◆ **Given instruction**: Leave out the pictures and transcribe everything else exactly.

^^^^^^^^

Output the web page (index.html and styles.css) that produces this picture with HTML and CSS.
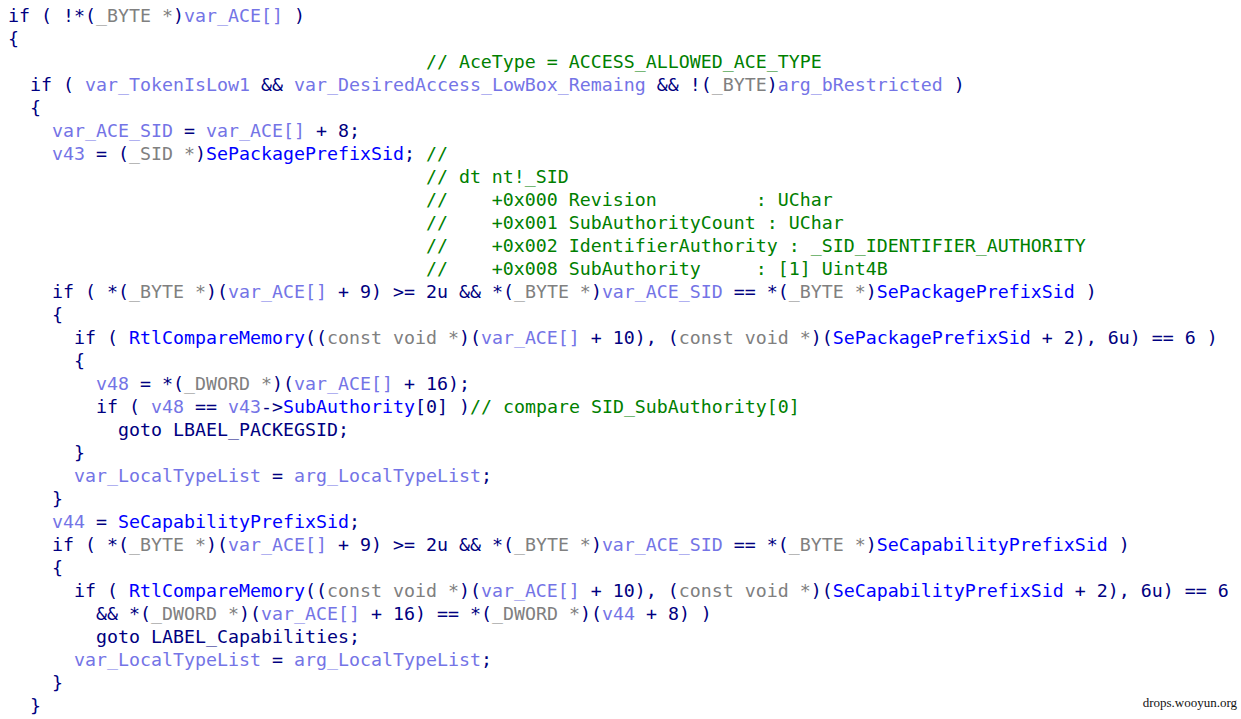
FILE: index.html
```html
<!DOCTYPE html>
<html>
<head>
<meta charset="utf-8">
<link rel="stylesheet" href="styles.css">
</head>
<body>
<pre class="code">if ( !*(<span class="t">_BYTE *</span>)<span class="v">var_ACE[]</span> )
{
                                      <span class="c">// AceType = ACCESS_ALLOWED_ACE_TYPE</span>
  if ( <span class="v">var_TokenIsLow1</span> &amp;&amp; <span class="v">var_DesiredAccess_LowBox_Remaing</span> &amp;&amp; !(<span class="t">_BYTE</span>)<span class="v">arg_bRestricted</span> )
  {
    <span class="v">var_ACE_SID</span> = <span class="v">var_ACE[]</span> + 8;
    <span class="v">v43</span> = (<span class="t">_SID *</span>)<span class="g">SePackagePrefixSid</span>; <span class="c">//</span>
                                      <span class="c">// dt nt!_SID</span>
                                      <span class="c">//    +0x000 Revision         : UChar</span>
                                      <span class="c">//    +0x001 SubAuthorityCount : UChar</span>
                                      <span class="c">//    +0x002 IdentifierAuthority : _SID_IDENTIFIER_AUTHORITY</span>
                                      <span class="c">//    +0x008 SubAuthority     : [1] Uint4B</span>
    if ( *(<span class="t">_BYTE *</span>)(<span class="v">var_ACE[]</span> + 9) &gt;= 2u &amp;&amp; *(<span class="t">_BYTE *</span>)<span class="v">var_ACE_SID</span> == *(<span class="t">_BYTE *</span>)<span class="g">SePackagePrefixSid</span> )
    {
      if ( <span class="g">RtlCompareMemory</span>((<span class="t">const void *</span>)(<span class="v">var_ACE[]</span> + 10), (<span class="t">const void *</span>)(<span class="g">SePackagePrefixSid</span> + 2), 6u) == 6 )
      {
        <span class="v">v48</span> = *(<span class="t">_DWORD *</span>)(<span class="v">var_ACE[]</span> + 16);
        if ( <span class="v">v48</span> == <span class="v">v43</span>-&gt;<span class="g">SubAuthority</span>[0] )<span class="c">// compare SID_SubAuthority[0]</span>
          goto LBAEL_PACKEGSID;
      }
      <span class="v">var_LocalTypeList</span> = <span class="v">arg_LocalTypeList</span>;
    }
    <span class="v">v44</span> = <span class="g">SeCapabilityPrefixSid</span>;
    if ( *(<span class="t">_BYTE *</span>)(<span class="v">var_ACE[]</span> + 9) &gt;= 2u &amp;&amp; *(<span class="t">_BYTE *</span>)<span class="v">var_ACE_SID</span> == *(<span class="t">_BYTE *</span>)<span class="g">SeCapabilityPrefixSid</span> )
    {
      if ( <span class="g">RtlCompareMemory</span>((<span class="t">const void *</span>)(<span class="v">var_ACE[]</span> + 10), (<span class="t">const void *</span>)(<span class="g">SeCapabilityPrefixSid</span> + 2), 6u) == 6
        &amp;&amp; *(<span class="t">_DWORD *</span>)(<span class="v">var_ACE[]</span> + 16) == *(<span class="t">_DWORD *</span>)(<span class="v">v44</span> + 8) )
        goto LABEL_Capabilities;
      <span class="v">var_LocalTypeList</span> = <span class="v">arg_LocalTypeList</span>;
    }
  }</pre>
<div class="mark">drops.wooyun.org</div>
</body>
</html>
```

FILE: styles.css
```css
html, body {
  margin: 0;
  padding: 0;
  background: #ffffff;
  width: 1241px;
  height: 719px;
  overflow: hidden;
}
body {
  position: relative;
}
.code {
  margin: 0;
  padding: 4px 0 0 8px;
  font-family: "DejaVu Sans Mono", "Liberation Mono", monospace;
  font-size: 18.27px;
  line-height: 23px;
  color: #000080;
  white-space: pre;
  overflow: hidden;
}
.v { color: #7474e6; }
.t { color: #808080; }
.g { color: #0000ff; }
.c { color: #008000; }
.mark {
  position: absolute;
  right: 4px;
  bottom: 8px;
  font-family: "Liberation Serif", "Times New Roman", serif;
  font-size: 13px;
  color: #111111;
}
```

^^^^^^^^

◆ **Answer for the task**:
Output the web page (index.html and styles.css) that produces this picture with HTML and CSS.
FILE: index.html
```html
<!DOCTYPE html>
<html>
<head>
<meta charset="utf-8">
<link rel="stylesheet" href="styles.css">
</head>
<body>
<pre class="code">if ( !*(<span class="t">_BYTE *</span>)<span class="v">var_ACE[]</span> )
{
                                      <span class="c">// AceType = ACCESS_ALLOWED_ACE_TYPE</span>
  if ( <span class="v">var_TokenIsLow1</span> &amp;&amp; <span class="v">var_DesiredAccess_LowBox_Remaing</span> &amp;&amp; !(<span class="t">_BYTE</span>)<span class="v">arg_bRestricted</span> )
  {
    <span class="v">var_ACE_SID</span> = <span class="v">var_ACE[]</span> + 8;
    <span class="v">v43</span> = (<span class="t">_SID *</span>)<span class="g">SePackagePrefixSid</span>; <span class="c">//</span>
                                      <span class="c">// dt nt!_SID</span>
                                      <span class="c">//    +0x000 Revision         : UChar</span>
                                      <span class="c">//    +0x001 SubAuthorityCount : UChar</span>
                                      <span class="c">//    +0x002 IdentifierAuthority : _SID_IDENTIFIER_AUTHORITY</span>
                                      <span class="c">//    +0x008 SubAuthority     : [1] Uint4B</span>
    if ( *(<span class="t">_BYTE *</span>)(<span class="v">var_ACE[]</span> + 9) &gt;= 2u &amp;&amp; *(<span class="t">_BYTE *</span>)<span class="v">var_ACE_SID</span> == *(<span class="t">_BYTE *</span>)<span class="g">SePackagePrefixSid</span> )
    {
      if ( <span class="g">RtlCompareMemory</span>((<span class="t">const void *</span>)(<span class="v">var_ACE[]</span> + 10), (<span class="t">const void *</span>)(<span class="g">SePackagePrefixSid</span> + 2), 6u) == 6 )
      {
        <span class="v">v48</span> = *(<span class="t">_DWORD *</span>)(<span class="v">var_ACE[]</span> + 16);
        if ( <span class="v">v48</span> == <span class="v">v43</span>-&gt;<span class="g">SubAuthority</span>[0] )<span class="c">// compare SID_SubAuthority[0]</span>
          goto LBAEL_PACKEGSID;
      }
      <span class="v">var_LocalTypeList</span> = <span class="v">arg_LocalTypeList</span>;
    }
    <span class="v">v44</span> = <span class="g">SeCapabilityPrefixSid</span>;
    if ( *(<span class="t">_BYTE *</span>)(<span class="v">var_ACE[]</span> + 9) &gt;= 2u &amp;&amp; *(<span class="t">_BYTE *</span>)<span class="v">var_ACE_SID</span> == *(<span class="t">_BYTE *</span>)<span class="g">SeCapabilityPrefixSid</span> )
    {
      if ( <span class="g">RtlCompareMemory</span>((<span class="t">const void *</span>)(<span class="v">var_ACE[]</span> + 10), (<span class="t">const void *</span>)(<span class="g">SeCapabilityPrefixSid</span> + 2), 6u) == 6
        &amp;&amp; *(<span class="t">_DWORD *</span>)(<span class="v">var_ACE[]</span> + 16) == *(<span class="t">_DWORD *</span>)(<span class="v">v44</span> + 8) )
        goto LABEL_Capabilities;
      <span class="v">var_LocalTypeList</span> = <span class="v">arg_LocalTypeList</span>;
    }
  }</pre>
<div class="mark">drops.wooyun.org</div>
</body>
</html>
```

FILE: styles.css
```css
html, body {
  margin: 0;
  padding: 0;
  background: #ffffff;
  width: 1241px;
  height: 719px;
  overflow: hidden;
}
body {
  position: relative;
}
.code {
  margin: 0;
  padding: 4px 0 0 8px;
  font-family: "DejaVu Sans Mono", "Liberation Mono", monospace;
  font-size: 18.27px;
  line-height: 23px;
  color: #000080;
  white-space: pre;
  overflow: hidden;
}
.v { color: #7474e6; }
.t { color: #808080; }
.g { color: #0000ff; }
.c { color: #008000; }
.mark {
  position: absolute;
  right: 4px;
  bottom: 8px;
  font-family: "Liberation Serif", "Times New Roman", serif;
  font-size: 13px;
  color: #111111;
}
```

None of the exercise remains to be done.